Humility is the virtue that opposes pride. If you want to quickly grow in virtue pray for humility because it puts to death pride and removes the obstacles that prevent us from acquiring the virtues. It opens up a path for them. Our Lady is the perfect model for the structure of virtues built upon the base of humility. Without some degree of humility it is almost impossible to conquer the seven deadly sins and acquire the virtues. Humility opens the heart, enabling God to pour down His graces upon us.

Now the virtues are in truth infused by God. Wherefore the first step in the acquisition of virtue may be understood in two ways. First by way of removing obstacles: and thus humility holds the first place, inasmuch as it expels pride, which "God resisteth," and makes man submissive and ever open to receive the influx of Divine grace. Hence it is written (James 4:6): "God resisteth the proud, and giveth grace to the humble." On this sense humility is said to be the foundation of the spiritual edifice. Secondly, a thing is first among virtues directly, because it is the first step towards God.    

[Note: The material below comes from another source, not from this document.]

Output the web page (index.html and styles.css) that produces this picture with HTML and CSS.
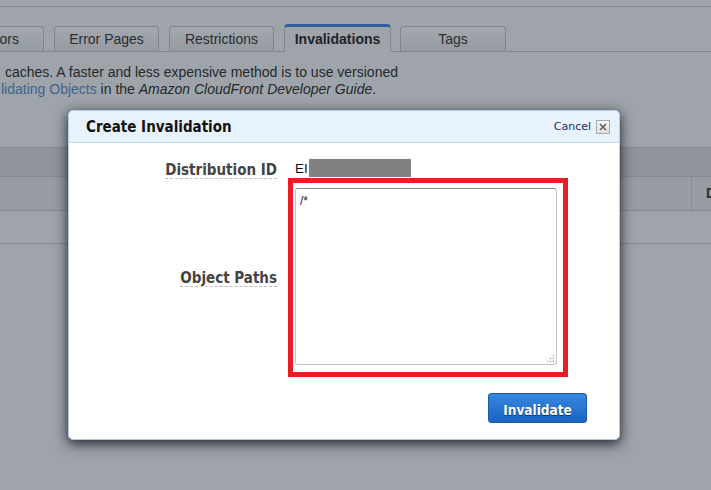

                                                                                                                  St Thomas Aquinas

Technically, charity is first among virtues and St Thomas does state this, but charity and humility are intimately entwined and you really can't have one without the other. In this way, humility is the first step in that it lays a solid foundation for spiritual growth. The greater our humility, the greater our growth in charity and all the other virtues as well.